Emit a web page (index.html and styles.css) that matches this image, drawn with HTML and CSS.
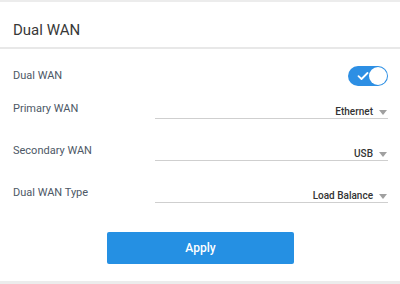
FILE: index.html
```html
<!DOCTYPE html>
<html lang="en">

<head>
    <meta charset="UTF-8">
    <meta name="viewport" content="width=device-width, initial-scale=1.0">
    <title>Dual WAN</title>
    <link rel="stylesheet" href="styles.css">
</head>

<body>
    <div class="card">
        <h1 class="cardTitle">Dual WAN</h1>

        <div class="cardBody">
            <div class="row toggleRow">
                <span class="label">Dual WAN</span>
                <span class="toggle">
                    <svg class="check" width="12" height="10" viewBox="0 0 12 10">
                        <path d="M1.5 5.2 L4.5 8 L10.5 2" fill="none" stroke="white" stroke-width="1.8" stroke-linecap="round" stroke-linejoin="round"/>
                    </svg>
                    <span class="knob"></span>
                </span>
            </div>

            <div class="row">
                <span class="label">Primary WAN</span>
                <div class="select"><span class="value">Ethernet</span><span class="arrow"></span></div>
            </div>

            <div class="row">
                <span class="label">Secondary WAN</span>
                <div class="select"><span class="value">USB</span><span class="arrow"></span></div>
            </div>

            <div class="row">
                <span class="label">Dual WAN Type</span>
                <div class="select"><span class="value">Load Balance</span><span class="arrow"></span></div>
            </div>

            <div class="actions">
                <button class="applyBtn">Apply</button>
            </div>
        </div>
    </div>
</body>

</html>
```

FILE: styles.css
```css
* {
    margin: 0;
    box-sizing: border-box;
}

body {
    background-color: #ececec;
    font-family: Roboto, "Liberation Sans", sans-serif;
    color: #333;
    padding-top: 2px;
}

.card {
    background-color: white;
    height: 279px;
}

.cardTitle {
    font-size: 15px;
    font-weight: 400;
    color: #383838;
    padding: 19px 13px 0;
    height: 47px;
    border-bottom: 2px solid #e8e8e8;
    line-height: 18px;
}

.cardBody {
    padding: 0 12px 0 13px;
}

.row {
    display: flex;
    align-items: flex-start;
    height: 42px;
}

.toggleRow {
    align-items: center;
    height: 53px;
}

.label {
    width: 142px;
    font-size: 11px;
    line-height: 14px;
    color: #4d5866;
}

.toggleRow .label {
    flex: 1;
}

.toggle {
    width: 40px;
    height: 20px;
    border-radius: 10px;
    background-color: #2d8fe4;
    display: flex;
    align-items: center;
    justify-content: space-between;
    padding: 0 1px 0 9px;
}

.knob {
    width: 18px;
    height: 18px;
    border-radius: 50%;
    background-color: white;
}

.select {
    flex: 1;
    margin-top: 4px;
    display: flex;
    justify-content: flex-end;
    align-items: center;
    border-bottom: 1px solid #cfcfcf;
    height: 13px;
}

.value {
    font-size: 10px;
    font-weight: 500;
    line-height: 12px;
    color: #333;
}

.arrow {
    margin: 0 1px 0 6px;
    width: 0;
    height: 0;
    border-left: 4px solid transparent;
    border-right: 4px solid transparent;
    border-top: 5px solid #a0a0a0;
}

.actions {
    display: flex;
    justify-content: center;
    padding-top: 4px;
}

.applyBtn {
    all: unset;
    width: 187px;
    height: 32px;
    border-radius: 2px;
    background-color: #2590e3;
    color: white;
    font-family: Roboto, "Liberation Sans", sans-serif;
    font-size: 12px;
    font-weight: 500;
    text-align: center;
    line-height: 32px;
    cursor: pointer;
}
```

•••

# What needs to be done
Omit each picture, then return all of the listing exactly as it stands.

# The completed task
Emit a web page (index.html and styles.css) that matches this image, drawn with HTML and CSS.
FILE: index.html
```html
<!DOCTYPE html>
<html lang="en">

<head>
    <meta charset="UTF-8">
    <meta name="viewport" content="width=device-width, initial-scale=1.0">
    <title>Dual WAN</title>
    <link rel="stylesheet" href="styles.css">
</head>

<body>
    <div class="card">
        <h1 class="cardTitle">Dual WAN</h1>

        <div class="cardBody">
            <div class="row toggleRow">
                <span class="label">Dual WAN</span>
                <span class="toggle">
                    <svg class="check" width="12" height="10" viewBox="0 0 12 10">
                        <path d="M1.5 5.2 L4.5 8 L10.5 2" fill="none" stroke="white" stroke-width="1.8" stroke-linecap="round" stroke-linejoin="round"/>
                    </svg>
                    <span class="knob"></span>
                </span>
            </div>

            <div class="row">
                <span class="label">Primary WAN</span>
                <div class="select"><span class="value">Ethernet</span><span class="arrow"></span></div>
            </div>

            <div class="row">
                <span class="label">Secondary WAN</span>
                <div class="select"><span class="value">USB</span><span class="arrow"></span></div>
            </div>

            <div class="row">
                <span class="label">Dual WAN Type</span>
                <div class="select"><span class="value">Load Balance</span><span class="arrow"></span></div>
            </div>

            <div class="actions">
                <button class="applyBtn">Apply</button>
            </div>
        </div>
    </div>
</body>

</html>
```

FILE: styles.css
```css
* {
    margin: 0;
    box-sizing: border-box;
}

body {
    background-color: #ececec;
    font-family: Roboto, "Liberation Sans", sans-serif;
    color: #333;
    padding-top: 2px;
}

.card {
    background-color: white;
    height: 279px;
}

.cardTitle {
    font-size: 15px;
    font-weight: 400;
    color: #383838;
    padding: 19px 13px 0;
    height: 47px;
    border-bottom: 2px solid #e8e8e8;
    line-height: 18px;
}

.cardBody {
    padding: 0 12px 0 13px;
}

.row {
    display: flex;
    align-items: flex-start;
    height: 42px;
}

.toggleRow {
    align-items: center;
    height: 53px;
}

.label {
    width: 142px;
    font-size: 11px;
    line-height: 14px;
    color: #4d5866;
}

.toggleRow .label {
    flex: 1;
}

.toggle {
    width: 40px;
    height: 20px;
    border-radius: 10px;
    background-color: #2d8fe4;
    display: flex;
    align-items: center;
    justify-content: space-between;
    padding: 0 1px 0 9px;
}

.knob {
    width: 18px;
    height: 18px;
    border-radius: 50%;
    background-color: white;
}

.select {
    flex: 1;
    margin-top: 4px;
    display: flex;
    justify-content: flex-end;
    align-items: center;
    border-bottom: 1px solid #cfcfcf;
    height: 13px;
}

.value {
    font-size: 10px;
    font-weight: 500;
    line-height: 12px;
    color: #333;
}

.arrow {
    margin: 0 1px 0 6px;
    width: 0;
    height: 0;
    border-left: 4px solid transparent;
    border-right: 4px solid transparent;
    border-top: 5px solid #a0a0a0;
}

.actions {
    display: flex;
    justify-content: center;
    padding-top: 4px;
}

.applyBtn {
    all: unset;
    width: 187px;
    height: 32px;
    border-radius: 2px;
    background-color: #2590e3;
    color: white;
    font-family: Roboto, "Liberation Sans", sans-serif;
    font-size: 12px;
    font-weight: 500;
    text-align: center;
    line-height: 32px;
    cursor: pointer;
}
```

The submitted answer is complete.